While hedge funds are on track to post their worst annualized returns since 2011, and traders are reeling from the worst weekly drop in US stocks since the crisis, Bloomberg has published a story claiming that the latest surge of volatility isn’t just bad for investors – as Stanley Druckenmiller explained earlier this week – it’s bad for the big banks, too.

And we thought volatility was supposed to be a good thing for brokers, because spikes in volatility are typically accompanied by a surge in trading volume, which means more money coming in for middle men who are earning a few bps off the spread. But the problem with this sell off is that, aside from a few periods where trading volume has surged, some of the biggest drops have occurred during relatively thin trading conditions. Put another way, the explosion of volatility has been so intense, that more traders are staying on the sidelines.

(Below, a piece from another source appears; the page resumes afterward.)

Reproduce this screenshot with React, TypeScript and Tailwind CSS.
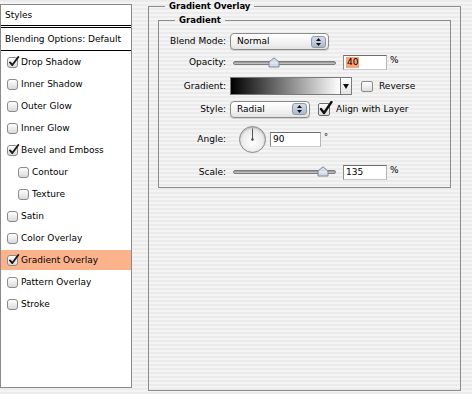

Though they have so far been a few isolated incidences, big blowups like the one that resulted in a $180 million loss made by Citigroup to an Asian fund, are proving incredibly costly. Another example: Natixis SA took a 260 million-euro ($298 million) hit this quarter from trades in equity derivatives.

Jamie Dimon waxed about the double-edged sword that is volatility during a recent public appearance.

“On trading, sometimes volatility is good; sometimes volatility is bad,” Jamie Dimon, JPMorgan Chase & Co.’s chief executive officer, said at an investor conference this month. Recent gyrations were spurred by trade tensions, China selling U.S. Treasuries, the reversal of central-bank stimulus and political concerns relating to Brexit and Italy, Dimon said.

Bloomberg was quick to point out the irony in Wall Street decrying the shortage of volatility during the QE era – and its draining effect on profits – only to struggle when volatility finally returns.

BofA CEO Brian Moynihan recently ditched his optimistic outlook for Q4 profits, saying this week that he now expects trading revenue to drop by a few percentage points. That drop has already been priced into bank shares, with the KBW regional bank index down 27% from its highs (while an index of the biggest US banks is down 35%).

Banking analysts are split on whether the Q4 volatility will totally erode profits from earlier in the year, or whether banks will still manage to post a slight increase in trading revenue.

Still, the doldrums probably won’t be enough to derail what was a “sound year” for trading at the five biggest U.S. banks, according Goldberg. He estimates they’ll generate a combined $78 billion in trading revenue in 2018, the most since 2016, thanks to a stronger first half of the year.

Buckingham Research Group is less optimistic. It expects trading in fixed income, currencies and commodities to be a drag on banks’ fourth-quarter markets revenue as “widening credit spreads and flight to safety likely weighed on market making,” analyst James Mitchell wrote in a note.

One thing is for sure: With so many risk factors – from the burgeoning trade war to the death of the Fed put to whatever is happening in Washington – banks better hope that traders return to the markets next year…

“If you’re a money manager, you’ve got your returns locked in – you don’t really want to do anything in December so you might just back off, particularly if markets are looking really choppy,” said Christopher Wolfe, head of North American banks at Fitch. “You want Goldilocks volatility. You need some, but too much pushes people off to the sidelines.”

…and don’t opt to wait on the sidelines until a clear path forward emerges.